→ Exercise goal:
Print word for word the first line of the listing below and every line after it, through the line with "const menu = ['Аккаунт', 'Отчет', 'Настройки', 'Оплата'];". Leave out the pictures and the rest.

--------------------

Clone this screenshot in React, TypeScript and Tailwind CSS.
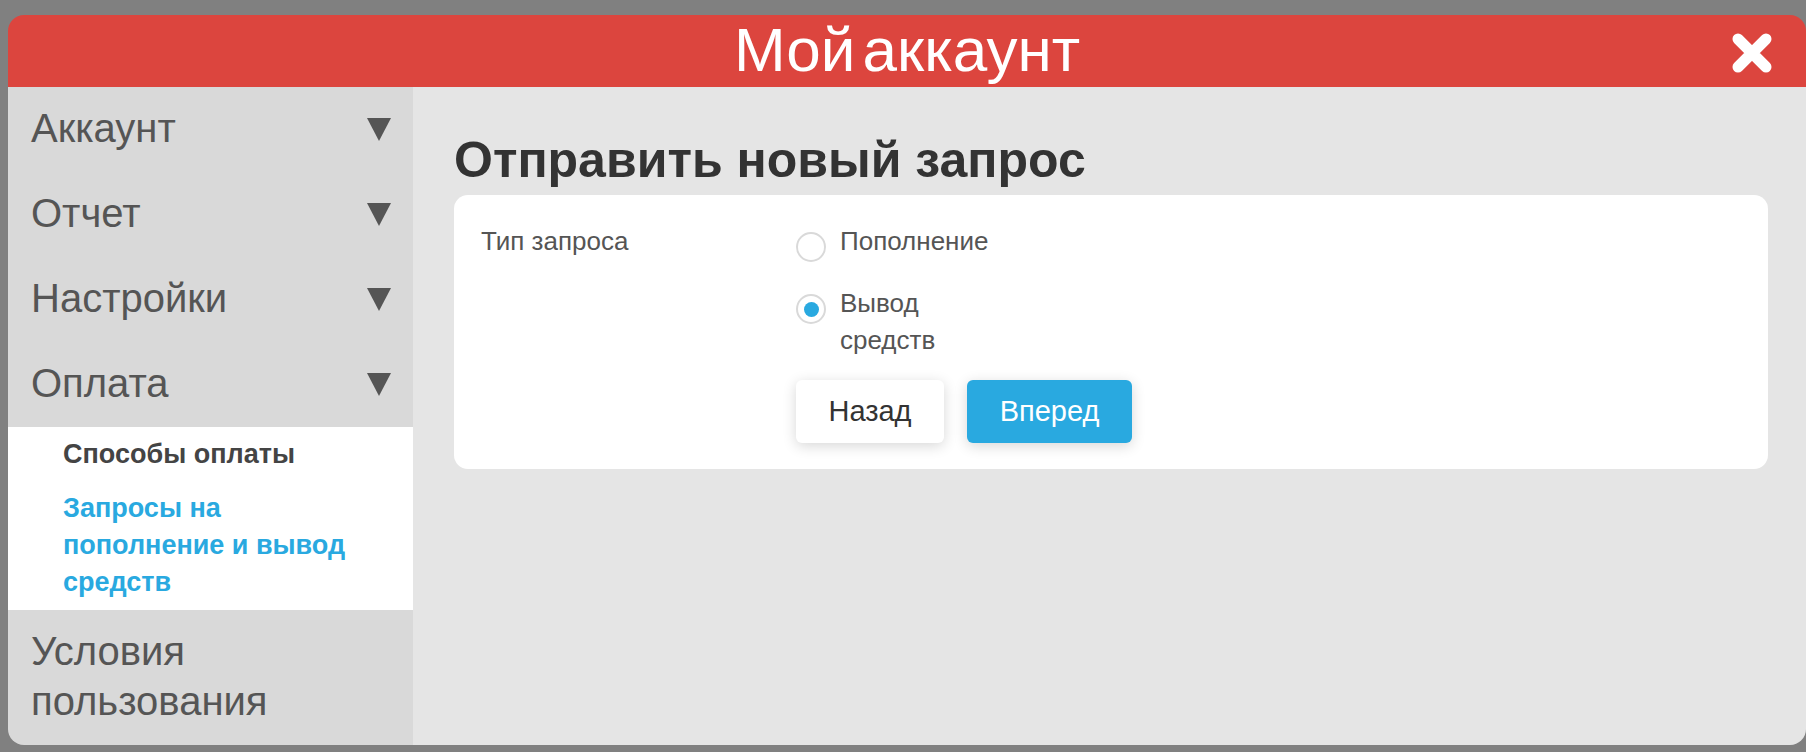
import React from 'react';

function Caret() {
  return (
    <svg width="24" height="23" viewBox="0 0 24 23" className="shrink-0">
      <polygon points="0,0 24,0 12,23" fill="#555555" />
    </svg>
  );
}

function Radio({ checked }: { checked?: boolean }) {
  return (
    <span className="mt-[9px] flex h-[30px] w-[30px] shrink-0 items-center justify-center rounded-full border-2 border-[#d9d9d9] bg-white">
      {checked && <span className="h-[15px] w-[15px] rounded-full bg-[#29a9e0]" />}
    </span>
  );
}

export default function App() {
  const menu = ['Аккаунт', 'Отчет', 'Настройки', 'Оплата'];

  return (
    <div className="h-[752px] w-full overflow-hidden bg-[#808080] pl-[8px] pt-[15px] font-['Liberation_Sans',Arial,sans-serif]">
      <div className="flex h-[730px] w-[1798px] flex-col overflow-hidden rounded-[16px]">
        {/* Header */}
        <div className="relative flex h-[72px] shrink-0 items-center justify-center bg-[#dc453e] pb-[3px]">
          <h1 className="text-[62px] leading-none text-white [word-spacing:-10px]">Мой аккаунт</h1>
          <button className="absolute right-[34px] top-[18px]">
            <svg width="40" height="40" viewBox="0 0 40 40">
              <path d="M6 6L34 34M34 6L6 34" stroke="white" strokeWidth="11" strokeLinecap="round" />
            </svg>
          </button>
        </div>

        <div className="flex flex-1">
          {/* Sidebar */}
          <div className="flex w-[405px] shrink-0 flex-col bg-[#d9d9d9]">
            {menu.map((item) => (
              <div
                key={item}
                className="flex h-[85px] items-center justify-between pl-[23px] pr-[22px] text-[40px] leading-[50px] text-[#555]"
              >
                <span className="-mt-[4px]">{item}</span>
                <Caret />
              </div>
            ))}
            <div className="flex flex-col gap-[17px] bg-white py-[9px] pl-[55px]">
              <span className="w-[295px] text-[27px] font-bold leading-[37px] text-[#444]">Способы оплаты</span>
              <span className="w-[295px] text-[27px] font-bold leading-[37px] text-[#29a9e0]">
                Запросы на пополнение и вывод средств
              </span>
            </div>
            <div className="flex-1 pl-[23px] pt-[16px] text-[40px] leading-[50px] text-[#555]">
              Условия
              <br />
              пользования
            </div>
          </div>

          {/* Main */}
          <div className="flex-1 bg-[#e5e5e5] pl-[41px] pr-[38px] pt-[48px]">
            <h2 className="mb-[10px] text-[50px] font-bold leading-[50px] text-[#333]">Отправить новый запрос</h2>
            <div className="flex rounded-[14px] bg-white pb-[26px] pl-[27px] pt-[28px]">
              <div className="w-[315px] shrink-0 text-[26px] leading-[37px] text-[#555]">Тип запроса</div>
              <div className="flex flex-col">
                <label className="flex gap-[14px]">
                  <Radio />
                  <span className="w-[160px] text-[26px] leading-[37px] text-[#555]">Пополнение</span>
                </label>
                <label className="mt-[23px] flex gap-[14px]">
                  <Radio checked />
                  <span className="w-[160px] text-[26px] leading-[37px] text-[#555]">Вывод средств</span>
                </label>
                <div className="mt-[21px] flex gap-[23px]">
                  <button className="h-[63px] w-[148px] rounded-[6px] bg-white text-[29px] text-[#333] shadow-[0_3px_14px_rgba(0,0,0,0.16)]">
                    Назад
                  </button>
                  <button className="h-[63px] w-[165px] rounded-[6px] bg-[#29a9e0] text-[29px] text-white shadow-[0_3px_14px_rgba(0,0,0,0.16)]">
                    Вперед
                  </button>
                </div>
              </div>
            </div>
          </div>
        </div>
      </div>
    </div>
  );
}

--------------------

→ Solution for this problem:
Clone this screenshot in React, TypeScript and Tailwind CSS.
import React from 'react';

function Caret() {
  return (
    <svg width="24" height="23" viewBox="0 0 24 23" className="shrink-0">
      <polygon points="0,0 24,0 12,23" fill="#555555" />
    </svg>
  );
}

function Radio({ checked }: { checked?: boolean }) {
  return (
    <span className="mt-[9px] flex h-[30px] w-[30px] shrink-0 items-center justify-center rounded-full border-2 border-[#d9d9d9] bg-white">
      {checked && <span className="h-[15px] w-[15px] rounded-full bg-[#29a9e0]" />}
    </span>
  );
}

export default function App() {
  const menu = ['Аккаунт', 'Отчет', 'Настройки', 'Оплата'];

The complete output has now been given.